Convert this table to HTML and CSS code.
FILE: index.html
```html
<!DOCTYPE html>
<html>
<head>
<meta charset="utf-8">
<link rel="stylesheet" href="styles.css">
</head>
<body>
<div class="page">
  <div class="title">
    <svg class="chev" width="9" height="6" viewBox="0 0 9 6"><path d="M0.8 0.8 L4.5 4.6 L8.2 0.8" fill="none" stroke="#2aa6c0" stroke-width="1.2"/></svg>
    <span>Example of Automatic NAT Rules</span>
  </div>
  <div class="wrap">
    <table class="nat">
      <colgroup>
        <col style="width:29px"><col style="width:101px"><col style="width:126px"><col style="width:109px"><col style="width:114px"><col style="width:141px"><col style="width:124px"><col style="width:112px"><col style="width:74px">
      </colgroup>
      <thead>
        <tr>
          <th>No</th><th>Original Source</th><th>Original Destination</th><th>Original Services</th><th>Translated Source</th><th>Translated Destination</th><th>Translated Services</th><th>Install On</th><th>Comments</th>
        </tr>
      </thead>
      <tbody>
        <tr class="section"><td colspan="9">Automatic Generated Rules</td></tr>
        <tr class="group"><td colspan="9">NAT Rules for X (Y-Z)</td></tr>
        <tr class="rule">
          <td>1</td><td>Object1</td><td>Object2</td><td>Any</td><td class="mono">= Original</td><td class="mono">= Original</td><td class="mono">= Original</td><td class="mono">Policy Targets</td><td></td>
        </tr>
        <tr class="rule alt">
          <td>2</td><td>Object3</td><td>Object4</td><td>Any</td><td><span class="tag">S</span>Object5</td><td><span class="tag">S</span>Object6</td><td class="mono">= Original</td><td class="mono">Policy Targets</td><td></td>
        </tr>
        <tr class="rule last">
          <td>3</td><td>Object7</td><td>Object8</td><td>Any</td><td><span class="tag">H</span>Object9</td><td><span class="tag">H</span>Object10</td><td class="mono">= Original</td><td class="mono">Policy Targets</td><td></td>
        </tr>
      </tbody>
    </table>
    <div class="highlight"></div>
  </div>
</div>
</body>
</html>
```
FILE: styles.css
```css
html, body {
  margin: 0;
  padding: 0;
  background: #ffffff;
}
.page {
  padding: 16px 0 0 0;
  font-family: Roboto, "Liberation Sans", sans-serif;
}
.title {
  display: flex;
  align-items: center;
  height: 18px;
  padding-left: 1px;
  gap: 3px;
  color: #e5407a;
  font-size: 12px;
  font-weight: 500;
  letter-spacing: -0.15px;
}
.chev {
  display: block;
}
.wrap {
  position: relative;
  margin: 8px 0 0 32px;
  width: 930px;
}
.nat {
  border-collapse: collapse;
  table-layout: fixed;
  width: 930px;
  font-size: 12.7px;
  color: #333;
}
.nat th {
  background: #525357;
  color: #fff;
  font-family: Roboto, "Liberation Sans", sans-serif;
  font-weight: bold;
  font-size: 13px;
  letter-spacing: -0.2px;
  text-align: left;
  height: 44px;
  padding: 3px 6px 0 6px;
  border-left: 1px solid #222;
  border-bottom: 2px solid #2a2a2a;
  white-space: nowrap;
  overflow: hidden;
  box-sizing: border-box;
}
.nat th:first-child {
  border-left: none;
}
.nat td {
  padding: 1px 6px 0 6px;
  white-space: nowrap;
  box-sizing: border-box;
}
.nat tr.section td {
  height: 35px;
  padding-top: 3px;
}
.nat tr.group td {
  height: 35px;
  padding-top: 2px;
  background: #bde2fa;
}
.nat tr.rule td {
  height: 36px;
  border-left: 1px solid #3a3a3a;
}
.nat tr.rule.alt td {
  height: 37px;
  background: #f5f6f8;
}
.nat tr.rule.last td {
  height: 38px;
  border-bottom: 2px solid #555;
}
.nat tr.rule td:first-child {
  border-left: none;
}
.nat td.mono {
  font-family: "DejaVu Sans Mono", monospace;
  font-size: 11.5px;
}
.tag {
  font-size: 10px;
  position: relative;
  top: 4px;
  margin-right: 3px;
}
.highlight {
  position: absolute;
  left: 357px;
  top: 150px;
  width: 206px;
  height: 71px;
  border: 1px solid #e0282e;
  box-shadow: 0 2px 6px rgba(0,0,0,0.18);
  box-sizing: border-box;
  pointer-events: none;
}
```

-.-.-

◆ Problem description:
Identify and extract each line of the listing that contains "table".

◆ Full answer:
Convert this table to HTML and CSS code.
    <table class="nat">
    </table>
  table-layout: fixed;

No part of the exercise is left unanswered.